In response to a question about the justification of this four-system framework, Professor Hall suggested that it was devised to prevent scholars from extrapolating their findings from one area of their studies on China’s policies to another, from economic statecraft to military diplomacy, for instance.

A lot of scholarship is inevitably framed by the scholar’s preconceptions, and Professor Hall suggests that extrapolation might give more meaning to an event or a particular policy than is actually there.

Professor Hall questioned the source and motivations for each transmission of ideas about Chinese foreign policy: “Who are you engaging with? Who's telling you what stories, what sources are you using? Your methodologies, for example; it is very hard to peel back and understand what the bureaucratic politics are.” These assumptions need to be questioned by the scholar in the context of where they do or do not apply in their analysis of Chinese foreign policy.

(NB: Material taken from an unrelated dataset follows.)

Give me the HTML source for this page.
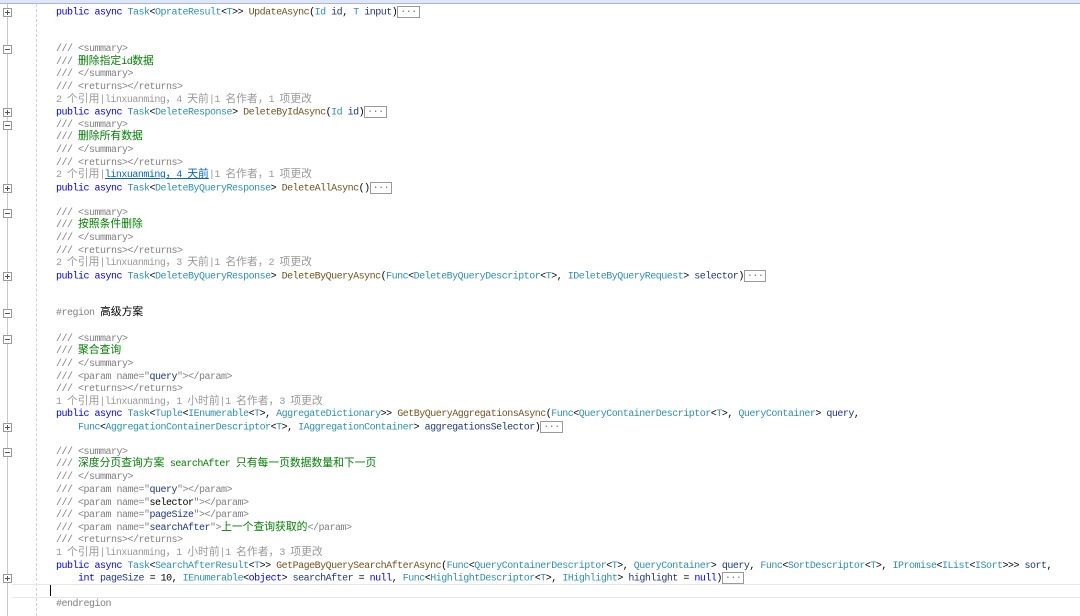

How can scholars respond to this divergence?

The other reason for why scholarship on Chinese foreign policy is diverging in thought is because China itself is dynamic and continues to behave in ways that warrant multiple explanations. Professor Hall said that Xi Jinping’s regime is also becoming very opaque and the extent to which centralisation has occurred in the government is not known. Consequently, questions about these aspects of the way the Chinese government functions cannot be easily answered.

Professor Hall gave the example of China’s behaviour with regards to territorial disputes in the South China Sea, where the opacity of policy means that there might be a lot of “bureaucratic struggles fighting for resources,” or decision making may be coming from the centre. The opacity means that it is hard to know in the first instance as a situation is unfolding.

Professor Hall cautioned that policies need to be considered with a lot more nuance, and with more humility to admit multiple explanations for a single situation. Only then can they tackle the ambiguous and probably multifaceted nature of China’s policy making process.